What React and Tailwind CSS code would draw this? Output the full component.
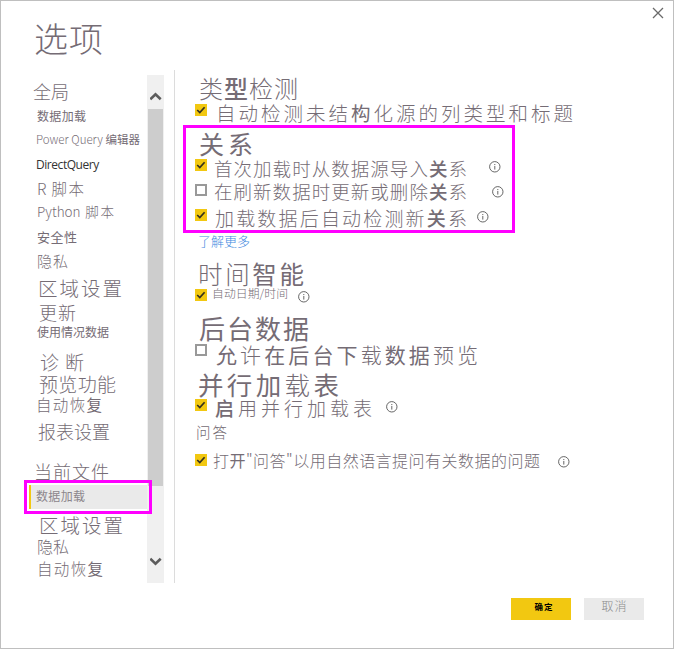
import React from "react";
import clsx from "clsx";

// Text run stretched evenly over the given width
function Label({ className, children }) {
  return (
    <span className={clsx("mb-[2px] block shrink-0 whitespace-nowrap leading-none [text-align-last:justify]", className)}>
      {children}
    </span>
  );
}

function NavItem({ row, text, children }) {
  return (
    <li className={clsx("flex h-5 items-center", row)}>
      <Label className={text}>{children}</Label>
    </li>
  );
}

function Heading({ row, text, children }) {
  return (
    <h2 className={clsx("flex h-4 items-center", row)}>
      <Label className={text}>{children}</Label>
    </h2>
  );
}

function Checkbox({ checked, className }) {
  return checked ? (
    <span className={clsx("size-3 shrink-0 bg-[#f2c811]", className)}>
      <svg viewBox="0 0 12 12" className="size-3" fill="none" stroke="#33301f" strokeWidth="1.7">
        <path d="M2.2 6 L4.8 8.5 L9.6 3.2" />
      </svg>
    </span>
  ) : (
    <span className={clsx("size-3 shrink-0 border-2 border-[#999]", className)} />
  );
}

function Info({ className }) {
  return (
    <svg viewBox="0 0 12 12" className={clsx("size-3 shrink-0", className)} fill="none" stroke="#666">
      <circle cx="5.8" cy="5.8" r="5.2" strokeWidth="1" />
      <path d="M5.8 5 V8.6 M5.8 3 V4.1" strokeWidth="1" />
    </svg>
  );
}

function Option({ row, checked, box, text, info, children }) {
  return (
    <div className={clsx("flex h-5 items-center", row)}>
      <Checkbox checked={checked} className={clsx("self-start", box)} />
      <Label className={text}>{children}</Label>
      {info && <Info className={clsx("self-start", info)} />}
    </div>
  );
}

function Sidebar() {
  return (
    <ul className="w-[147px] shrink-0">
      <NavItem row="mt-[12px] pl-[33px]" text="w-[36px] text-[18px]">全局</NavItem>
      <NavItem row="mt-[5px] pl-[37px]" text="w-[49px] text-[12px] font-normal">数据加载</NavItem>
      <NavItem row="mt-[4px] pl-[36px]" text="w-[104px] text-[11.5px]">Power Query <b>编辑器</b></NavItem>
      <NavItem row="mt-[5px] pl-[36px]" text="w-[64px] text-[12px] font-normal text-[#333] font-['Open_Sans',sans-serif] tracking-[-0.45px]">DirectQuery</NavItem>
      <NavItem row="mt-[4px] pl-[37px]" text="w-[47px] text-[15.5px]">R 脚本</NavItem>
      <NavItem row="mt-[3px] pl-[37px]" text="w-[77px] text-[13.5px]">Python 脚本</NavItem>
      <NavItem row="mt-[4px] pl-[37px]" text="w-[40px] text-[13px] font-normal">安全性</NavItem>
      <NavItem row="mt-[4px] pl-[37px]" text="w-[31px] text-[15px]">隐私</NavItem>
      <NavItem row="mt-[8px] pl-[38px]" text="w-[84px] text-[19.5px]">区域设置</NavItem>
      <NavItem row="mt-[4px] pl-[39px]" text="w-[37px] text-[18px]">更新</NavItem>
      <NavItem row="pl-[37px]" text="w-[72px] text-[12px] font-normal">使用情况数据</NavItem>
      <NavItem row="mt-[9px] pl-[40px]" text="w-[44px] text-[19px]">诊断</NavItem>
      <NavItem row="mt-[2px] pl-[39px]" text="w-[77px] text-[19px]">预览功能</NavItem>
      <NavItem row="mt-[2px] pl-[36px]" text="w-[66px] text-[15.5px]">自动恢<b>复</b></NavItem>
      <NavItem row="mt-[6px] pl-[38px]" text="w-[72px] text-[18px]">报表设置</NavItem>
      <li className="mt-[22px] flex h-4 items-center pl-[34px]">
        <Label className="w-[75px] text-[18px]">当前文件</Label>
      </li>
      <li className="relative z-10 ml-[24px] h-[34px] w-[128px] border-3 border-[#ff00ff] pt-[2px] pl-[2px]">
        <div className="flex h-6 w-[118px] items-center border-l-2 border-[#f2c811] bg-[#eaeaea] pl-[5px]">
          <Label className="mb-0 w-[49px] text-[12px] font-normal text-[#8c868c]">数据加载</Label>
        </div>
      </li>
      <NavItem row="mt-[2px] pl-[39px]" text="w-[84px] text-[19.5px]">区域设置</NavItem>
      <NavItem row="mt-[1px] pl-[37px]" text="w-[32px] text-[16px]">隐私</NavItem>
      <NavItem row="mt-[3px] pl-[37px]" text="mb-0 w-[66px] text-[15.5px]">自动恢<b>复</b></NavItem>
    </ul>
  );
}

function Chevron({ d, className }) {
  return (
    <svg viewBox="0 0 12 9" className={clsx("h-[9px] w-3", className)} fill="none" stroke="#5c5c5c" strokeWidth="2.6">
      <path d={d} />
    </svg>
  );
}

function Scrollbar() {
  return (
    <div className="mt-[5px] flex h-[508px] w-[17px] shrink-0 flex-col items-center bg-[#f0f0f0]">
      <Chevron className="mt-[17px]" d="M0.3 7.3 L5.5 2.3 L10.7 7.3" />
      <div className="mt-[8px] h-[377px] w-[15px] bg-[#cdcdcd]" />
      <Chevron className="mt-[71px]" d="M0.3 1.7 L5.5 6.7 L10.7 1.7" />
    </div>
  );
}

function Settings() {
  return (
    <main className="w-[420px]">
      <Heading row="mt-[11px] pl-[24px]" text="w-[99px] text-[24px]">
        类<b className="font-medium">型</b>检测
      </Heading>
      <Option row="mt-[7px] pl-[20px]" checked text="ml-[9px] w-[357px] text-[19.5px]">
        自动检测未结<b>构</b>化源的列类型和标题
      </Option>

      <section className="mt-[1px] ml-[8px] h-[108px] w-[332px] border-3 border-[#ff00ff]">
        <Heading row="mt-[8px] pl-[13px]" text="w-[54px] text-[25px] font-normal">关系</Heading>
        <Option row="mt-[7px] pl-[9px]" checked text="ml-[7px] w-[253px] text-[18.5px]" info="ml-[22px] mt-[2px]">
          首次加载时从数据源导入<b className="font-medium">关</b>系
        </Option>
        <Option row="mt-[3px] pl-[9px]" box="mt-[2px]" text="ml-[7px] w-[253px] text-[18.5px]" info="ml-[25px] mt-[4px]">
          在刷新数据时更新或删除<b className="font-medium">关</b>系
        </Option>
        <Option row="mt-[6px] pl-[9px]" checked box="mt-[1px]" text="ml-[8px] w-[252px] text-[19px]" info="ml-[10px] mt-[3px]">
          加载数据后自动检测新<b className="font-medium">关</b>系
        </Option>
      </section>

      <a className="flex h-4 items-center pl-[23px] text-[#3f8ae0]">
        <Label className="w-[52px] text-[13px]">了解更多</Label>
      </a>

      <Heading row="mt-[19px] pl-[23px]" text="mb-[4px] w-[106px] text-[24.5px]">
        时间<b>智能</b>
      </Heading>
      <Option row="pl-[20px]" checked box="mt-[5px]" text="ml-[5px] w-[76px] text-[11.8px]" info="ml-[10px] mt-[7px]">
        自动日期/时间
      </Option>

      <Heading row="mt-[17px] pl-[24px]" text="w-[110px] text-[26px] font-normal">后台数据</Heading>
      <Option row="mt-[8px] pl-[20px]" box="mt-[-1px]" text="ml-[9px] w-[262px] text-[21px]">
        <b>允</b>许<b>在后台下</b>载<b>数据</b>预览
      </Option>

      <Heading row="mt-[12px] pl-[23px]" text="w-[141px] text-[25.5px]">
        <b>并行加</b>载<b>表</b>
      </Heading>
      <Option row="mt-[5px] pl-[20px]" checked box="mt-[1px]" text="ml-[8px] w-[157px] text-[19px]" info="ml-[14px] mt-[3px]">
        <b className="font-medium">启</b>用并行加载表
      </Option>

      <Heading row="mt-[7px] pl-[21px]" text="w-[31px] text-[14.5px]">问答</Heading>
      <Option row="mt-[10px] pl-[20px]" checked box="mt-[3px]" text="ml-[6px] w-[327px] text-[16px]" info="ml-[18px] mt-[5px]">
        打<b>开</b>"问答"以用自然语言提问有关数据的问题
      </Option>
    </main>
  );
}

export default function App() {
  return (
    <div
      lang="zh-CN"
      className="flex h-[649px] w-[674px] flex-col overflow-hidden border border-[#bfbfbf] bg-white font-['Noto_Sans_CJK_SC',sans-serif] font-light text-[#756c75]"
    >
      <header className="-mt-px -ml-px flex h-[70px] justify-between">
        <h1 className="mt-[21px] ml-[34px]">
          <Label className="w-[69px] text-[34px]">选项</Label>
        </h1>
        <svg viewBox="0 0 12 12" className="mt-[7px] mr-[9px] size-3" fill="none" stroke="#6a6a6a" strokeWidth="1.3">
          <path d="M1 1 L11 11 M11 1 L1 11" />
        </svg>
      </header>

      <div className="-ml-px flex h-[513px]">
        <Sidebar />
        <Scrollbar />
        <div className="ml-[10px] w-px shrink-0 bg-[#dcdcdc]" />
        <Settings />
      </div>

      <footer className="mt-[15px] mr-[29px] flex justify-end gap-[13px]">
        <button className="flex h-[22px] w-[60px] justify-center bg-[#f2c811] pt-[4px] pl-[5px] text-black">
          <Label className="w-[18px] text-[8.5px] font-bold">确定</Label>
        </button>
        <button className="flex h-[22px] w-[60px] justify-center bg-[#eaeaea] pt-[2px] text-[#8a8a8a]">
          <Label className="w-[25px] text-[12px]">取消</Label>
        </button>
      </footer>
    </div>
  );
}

________________________

* Task directions *
Each line from the top of the material through the line containing "import clsx from" should be reproduced exactly; please drop any images.

* Answer to this exercise *
What React and Tailwind CSS code would draw this? Output the full component.
import React from "react";
import clsx from "clsx";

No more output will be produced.